Our Torah service began as Shira narrated a story from her own life related to hiding. We called up journeyers, people who felt that they had been placed in boxces, and people who had gotten out of boxes. We narrated Abram's request to Sarai: "Say that you are my sister.." Shoshana/Sarai climbed into the cardboard box as Jill/Abram explained her concerns about Sarai being taken away. A funny dialogue between Avram and the customs officer led to the box being opened and Sarai being discovered. In the second aliyah stretch, Shoshana/Sarai introduced herself to the "harem," the whole audience, (noticing that Pharaoh had both men and women in his harem), and invited other harem members to talk about their boxes.

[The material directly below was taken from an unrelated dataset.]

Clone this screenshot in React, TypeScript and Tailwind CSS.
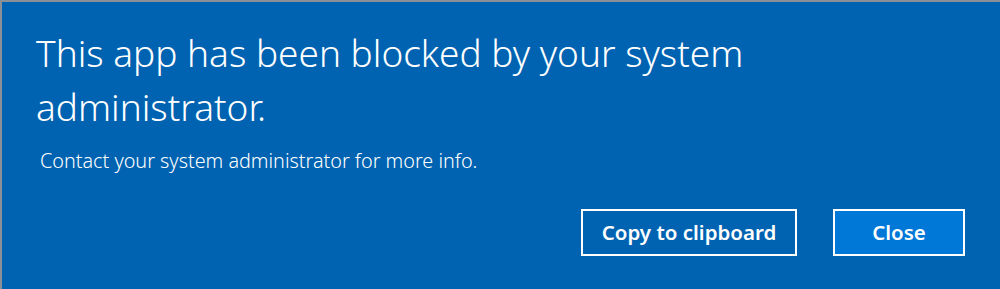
export default function App() {
  return (
    <div
      className="w-[1000px] h-[289px] bg-[#0063b1] border-t-2 border-l-2 border-[#8a9097] flex flex-col text-white"
      style={{ fontFamily: '"Noto Sans", "Open Sans", sans-serif' }}
    >
      <div className="pl-[34px] pt-[24px] pr-[200px]">
        <h1 className="text-[37px] leading-[54px] font-light">
          This app has been blocked by your system administrator.
        </h1>
        <p className="mt-[15px] ml-[4px] text-[19.8px] leading-[24px] font-light">
          Contact your system administrator for more info.
        </p>
      </div>
      <div className="mt-auto flex justify-end gap-[36px] pr-[35px] pb-[33px]">
        <button className="w-[216px] h-[47px] border-2 border-white bg-[#0063b1] text-[20.5px] font-semibold">
          Copy to clipboard
        </button>
        <button className="w-[132px] h-[47px] border-2 border-white bg-[#0078d7] text-[20.5px] font-semibold">
          Close
        </button>
      </div>
    </div>
  );
}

Sarai then narrated the third aliyah, where Sarai's true relationship to Avram comes out, and Pharaoh sends Avram and Sarai away from Egypt. At the end of the Torah service, Jill reflected on the themes of journeying, trying unfamiliar things, making mistakes on the journey, and continuing to move forward. The service ended with Kaddish and Od Yavo Shalom Aleinu.

There was a lot about this Storahtelling that I liked. The music was well-chosen, people got into their roles, and the audience shared beautifully. As someone who hates to fly, it was very cathartic for me to play someone at a security checkpoint who throws a fit and doesn't want to open the suitcases! But the thing that really touched me was the overall sense of freedom in the room: we could play with the story of Avram and Sarai as a queer story, with queer characters, in a safe, fun, and (relatively) reverent way. Both Shira's story and Shoshana's Sarai monologue gave me a sense that a Jewish queer story was being told in a compelling way, to an appreciative audience, and that was the best part of the day for me.